3 – Successful property investing generally takes a support team

Successful property investors understand the importance of human relationships and of having a good support team.

From initiating a purchase transaction with the seller, be it through an estate agent or directly with a property developer, to dealing with financing organisations and letting agencies (or tenants directly), to staying on top of legal requirements and managing the financial side of property investment, property investors understand the importance of getting support from the best people and of maintaining good relationships with them.

There are two people in particular that most serious property investors will want to have on their team.

The first is a good lawyer. There can be a lot of legal requirements when dealing with any form of property investment. Using a good lettings agency can mitigate many of these, but it can still be very much in a landlord’s best interests to have at least some level of familiarity with the relevant laws and a source of legal advice if needed.

Good lawyers also prove invaluable when it comes to understanding the key points of leases. While leases for new-build property are generally relatively straightforward, leases for existing property, particularly older property can be much more complicated and it is very much to the buyer’s benefit to resolve any issues prior to the exchange of contracts.

The second is a good accountant. Property investment and taxation go hand in hand. Good accountants will help with statutory compliance matters such as the preparation of rental accounts, the submission of personal tax returns and representation in the event that HMRC makes an investor the subject of an enquiry.

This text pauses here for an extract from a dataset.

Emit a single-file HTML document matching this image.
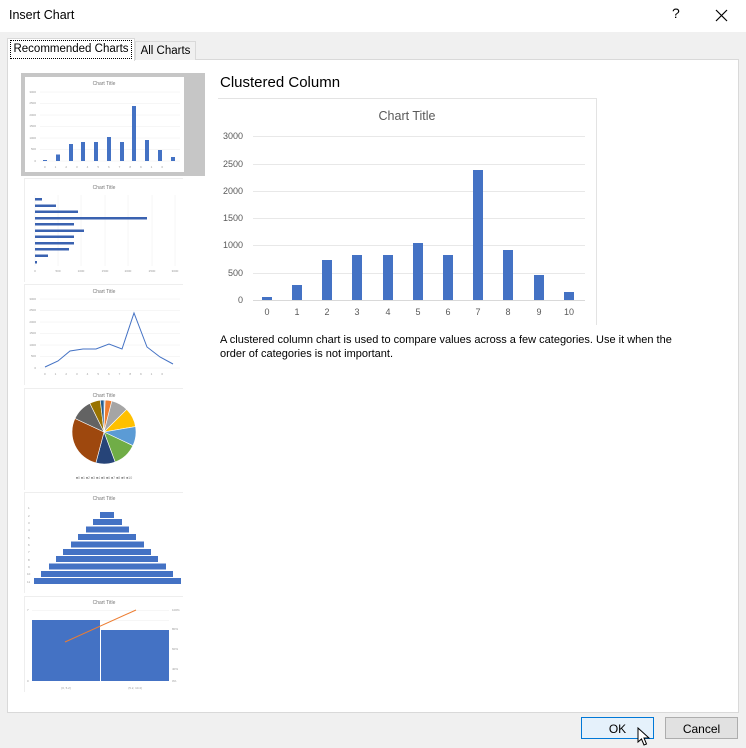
<!DOCTYPE html>
<html><head><meta charset="utf-8"><style>
body{margin:0;width:746px;height:748px;overflow:hidden;background:#f0f0f0;font-family:"Liberation Sans",sans-serif;position:relative}
.abs{position:absolute;white-space:nowrap}
.title{left:0;top:0;width:746px;height:32px;background:#fff}
.btn{top:717px;height:22px;font-size:12px;text-align:center;line-height:22px;box-sizing:border-box}
</style></head><body>
<div class="abs title"></div>
<div class="abs" style="left:9px;top:8px;font-size:12.5px;color:#000">Insert Chart</div>
<div class="abs" style="left:672px;top:5px;font-size:14px">?</div>
<svg class="abs" style="left:715px;top:9px" width="13" height="13"><path d="M1 1L12 12M12 1L1 12" stroke="#000" stroke-width="1.2"/></svg>
<div class="abs" style="left:7px;top:59px;width:730px;height:652px;background:#fff;border:1px solid #d9d9d9"></div>
<div class="abs" style="left:135px;top:41px;width:59px;height:18px;border:1px solid #d9d9d9;border-bottom:none;background:#f0f0f0;font-size:11.5px;line-height:19px;text-align:center">All Charts</div>
<div class="abs" style="left:7px;top:38px;width:126px;height:22px;border:1px solid #d9d9d9;border-bottom:none;background:#fff"></div>
<div class="abs" style="left:10px;top:40px;width:120px;height:17px;border:1px dotted #000;font-size:11.5px;line-height:17px;text-align:center">Recommended Charts</div>
<div class="abs" style="left:220px;top:74px;font-size:15px;color:#000">Clustered Column</div>
<div class="abs" style="left:220px;top:333px;width:478px;white-space:normal;font-size:11px;line-height:14px;color:#000">A clustered column chart is used to compare values across a few categories. Use it when the order of categories is not important.</div>

<svg class="abs" style="left:0;top:0" width="746" height="748" font-family="Liberation Sans, sans-serif">
<path d="M218 98.5H596.5V325" fill="none" stroke="#e3e3e3"/>
<text x="407" y="120" font-size="12.5" fill="#595959" text-anchor="middle">Chart Title</text>
<g stroke="#e8e8e8"><path d="M253 136.5H585M253 191.5H585M253 245.5H585M253 273.5H585M253 218.5H585M253 164.5H585"/></g>
<path d="M253 300.5H585" stroke="#d9d9d9"/>
<g font-size="9" fill="#595959" text-anchor="end"><text x="243" y="139">3000</text><text x="243" y="167">2500</text><text x="243" y="194">2000</text><text x="243" y="221">1500</text><text x="243" y="248">1000</text><text x="243" y="276">500</text><text x="243" y="303">0</text></g>
<g font-size="9" fill="#595959" text-anchor="middle"><text x="267" y="315">0</text><text x="297" y="315">1</text><text x="327" y="315">2</text><text x="357" y="315">3</text><text x="388" y="315">4</text><text x="418" y="315">5</text><text x="448" y="315">6</text><text x="478" y="315">7</text><text x="508" y="315">8</text><text x="539" y="315">9</text><text x="569" y="315">10</text></g>
<g fill="#4472c4"><rect x="262" y="297" width="10" height="3"/><rect x="292" y="285" width="10" height="15"/><rect x="322" y="260" width="10" height="40"/><rect x="352" y="255" width="10" height="45"/><rect x="383" y="255" width="10" height="45"/><rect x="413" y="243" width="10" height="57"/><rect x="443" y="255" width="10" height="45"/><rect x="473" y="170" width="10" height="130"/><rect x="503" y="250" width="10" height="50"/><rect x="534" y="275" width="10" height="25"/><rect x="564" y="292" width="10" height="8"/></g>

<g fill="none" stroke="#eeeeee"><path d="M24.5 282V178.5H183M24.5 385V284.5H183M24.5 490V388.5H183M24.5 593V492.5H183M24.5 692V596.5H183"/></g>
<rect x="21" y="73" width="184" height="103" fill="#c6c6c6"/>
<rect x="25" y="77" width="159" height="95" fill="#fff"/>
<text x="104" y="85" font-size="5" fill="#777" text-anchor="middle">Chart Title</text>
<g stroke="#eee" stroke-width=".5"><path d="M40 92H180M40 103.5H180M40 115H180M40 126.5H180M40 138H180M40 149.5H180M40 161H180"/></g>
<g font-size="3" fill="#999" text-anchor="end"><text x="36" y="93">3000</text><text x="36" y="104">2500</text><text x="36" y="116">2000</text><text x="36" y="127">1500</text><text x="36" y="139">1000</text><text x="36" y="150">500</text><text x="36" y="162">0</text></g>
<text x="108" y="168" font-size="3" fill="#999" text-anchor="middle" letter-spacing="9">012345678910</text>
<g fill="#4472c4"><rect x="43" y="160" width="4" height="1"/><rect x="56" y="154.5" width="4" height="6.5"/><rect x="69" y="144" width="4" height="17"/><rect x="81" y="142" width="4" height="19"/><rect x="94" y="142" width="4" height="19"/><rect x="107" y="137" width="4" height="24"/><rect x="120" y="142" width="4" height="19"/><rect x="132" y="106" width="4" height="55"/><rect x="145" y="140" width="4" height="21"/><rect x="158" y="150" width="4" height="11"/><rect x="171" y="157" width="4" height="4"/></g>

<text x="104" y="189" font-size="5" fill="#777" text-anchor="middle">Chart Title</text>
<g stroke="#eee" stroke-width=".5"><path d="M35 195V266M58 195V266M81 195V266M105 195V266M128 195V266M152 195V266M175 195V266"/></g>
<g font-size="3" fill="#999" text-anchor="middle"><text x="35" y="272">0</text><text x="58" y="272">500</text><text x="81" y="272">1000</text><text x="105" y="272">1500</text><text x="128" y="272">2000</text><text x="152" y="272">2500</text><text x="175" y="272">3000</text></g>
<g fill="#3a62b0"><rect x="35" y="198" width="7" height="2.5"/><rect x="35" y="204.5" width="21" height="2.5"/><rect x="35" y="210.5" width="43" height="2.5"/><rect x="35" y="217" width="112" height="2.5"/><rect x="35" y="223" width="39" height="2.5"/><rect x="35" y="229.5" width="49" height="2.5"/><rect x="35" y="235.5" width="39" height="2.5"/><rect x="35" y="242" width="39" height="2.5"/><rect x="35" y="248" width="34" height="2.5"/><rect x="35" y="254.5" width="13" height="2.5"/><rect x="35" y="261" width="2" height="2.5"/></g>

<text x="104" y="293" font-size="5" fill="#777" text-anchor="middle">Chart Title</text>
<g stroke="#eee" stroke-width=".5"><path d="M40 299H180M40 310.5H180M40 322H180M40 333.5H180M40 345H180M40 356.5H180M40 368H180"/></g>
<g font-size="3" fill="#999" text-anchor="end"><text x="36" y="300">3000</text><text x="36" y="311">2500</text><text x="36" y="323">2000</text><text x="36" y="334">1500</text><text x="36" y="346">1000</text><text x="36" y="357">500</text><text x="36" y="369">0</text></g>
<text x="108" y="375" font-size="3" fill="#999" text-anchor="middle" letter-spacing="9">012345678910</text>
<polyline fill="none" stroke="#4472c4" stroke-width="1" points="45,367 58,361 70,351 83,349 96,349 109,344 122,349 134,313 147,347 160,357 173,364"/>

<text x="104" y="397" font-size="5" fill="#777" text-anchor="middle">Chart Title</text>
<g id="pie" stroke="#fff" stroke-width=".6"></g>
<text x="104" y="479" font-size="3.5" fill="#888" text-anchor="middle">■0 ■1 ■2 ■3 ■4 ■5 ■6 ■7 ■8 ■9 ■10</text>

<text x="104" y="500" font-size="5" fill="#777" text-anchor="middle">Chart Title</text>
<g fill="#4472c4"><rect x="100" y="512" width="14" height="6"/><rect x="93" y="519" width="29" height="6"/><rect x="86" y="526.5" width="43" height="6"/><rect x="78" y="534" width="58" height="6"/><rect x="71" y="541.5" width="73" height="6"/><rect x="63" y="549" width="88" height="6"/><rect x="56" y="556" width="102" height="6"/><rect x="49" y="563.5" width="117" height="6"/><rect x="41" y="571" width="132" height="6"/><rect x="34" y="578" width="147" height="6"/></g>
<g font-size="3" fill="#999"><text x="28" y="509">1</text><text x="28" y="517">2</text><text x="28" y="524">3</text><text x="28" y="531">4</text><text x="28" y="539">5</text><text x="28" y="546">6</text><text x="28" y="553">7</text><text x="28" y="561">8</text><text x="28" y="568">9</text><text x="27" y="575">10</text><text x="27" y="583">11</text></g>

<text x="104" y="604" font-size="5" fill="#777" text-anchor="middle">Chart Title</text>
<path d="M32 610.5H169M32 620.5H169" stroke="#eee" stroke-width=".5"/>
<rect x="32" y="620" width="68" height="61" fill="#4472c4"/><rect x="101" y="630" width="68" height="51" fill="#4472c4"/>
<path d="M65 642L136 610" stroke="#ed7d31" stroke-width="1"/>
<g font-size="3" fill="#999"><text x="172" y="611">100%</text><text x="172" y="630">80%</text><text x="172" y="650">60%</text><text x="172" y="670">40%</text><text x="172" y="682">0%</text><text x="27" y="611">7</text><text x="27" y="682">0</text></g>
<g font-size="3" fill="#999" text-anchor="middle"><text x="66" y="689">[0, 5.2]</text><text x="135" y="689">(5.2, 10.4]</text></g>
</svg>

<div class="abs btn" style="left:581px;width:73px;border:1px solid #0078d7;background:#e5f1fb">OK</div>
<div class="abs btn" style="left:665px;width:73px;border:1px solid #adadad;background:#e1e1e1">Cancel</div>
<svg class="abs" style="left:637px;top:727px" width="14" height="20"><path d="M1 1V15L4.5 12L7 18L9.5 17L7 11H12Z" fill="#fff" stroke="#000"/></svg>
<script>
var a=[0,2.1,14.2,45.1,80.2,115.3,159.6,194.7,294.9,333.7,353.3,360],c=["#4472c4","#ed7d31","#a5a5a5","#ffc000","#5b9bd5","#70ad47","#264478","#9e480e","#636363","#997300","#255e91"],cx=104,cy=432,r=32,s="";
function p(d){var t=(d-90)*Math.PI/180;return (cx+r*Math.cos(t)).toFixed(2)+" "+(cy+r*Math.sin(t)).toFixed(2)}
for(var i=0;i<11;i++){s+='<path fill="'+c[i]+'" d="M'+cx+' '+cy+'L'+p(a[i])+'A'+r+' '+r+' 0 '+(a[i+1]-a[i]>180?1:0)+' 1 '+p(a[i+1])+'Z"/>';}
document.getElementById("pie").innerHTML=s;
</script>
</body></html>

They can also offer consultancy services, on subjects like corporate ownership rather than personal ownership and options for reducing the cost of owning and/or selling property, through tax relief and tax deductions.

Top 8 buy to let investment tips

1 – Do the number crunching before you invest - Make sure you have a big enough deposit to get a better rate on your buy-to-let mortgage. Go through different rate and rent rise scenarios to make sure you can cover 125% of the mortgage. Ask yourself, “could your money do better somewhere else?”

2 – Research the market – Find out about the risks and benefits of buy-to-let investments and if you choose to invest, research the property market to find out which type of property investment suits you best and what the market is like in the area you want to invest in.

3 – Compare to find the best mortgage deal – As with a residential mortgage, it’s vital to research the market and try out a few different lenders to see how much they will lend to you and at what rate. For buy-to-let, it may be worth talking to an independent mortgage market who may be able to provide more insight into what can be a more complicated subject.

4 – Choose the right area – Make sure you choose an area that other people want to live in. Is it good for commuters or families? This will help you choose your target buyer.

5 – Understand rental yield – Buy-to-let investments are not suitable for short term investment goals. You need to work out the rental yield, which is the annual rent as a percentage of the purchase price. So, if a property costs £100,000 and you get £5,000 in annual rent, then the yield is 5%.

6 – The optimum tenant – Think about the type of tenant you want to attract. This will be partly dependent on the type of property you are letting out. If you want a student living there, the furniture should be functional and easy to replace and clean but not expensive. If you want a professional person, make the interior and furniture a bit more modern.

7 – Understand the potential problems – It is not just a case of buying a property and watching the profit come in. What happens if house prices fall and affect the rental market? Remember, there may be gaps between tenants but you still need to pay the mortgage. Can you cover any potential gaps? Also, factor in a cushion in case mortgage rates rise and ensure you can cover an increase in rates of at least two per cent.

8 – Don’t for get to haggle! – Just because it is an investment property doesn’t mean you can’t negotiate on price. You have the same advantages as anyone else when negotiating to buy a property, particularly as you are not relying on funding the property purchase through the sale of another property, so you’re not part of a chain.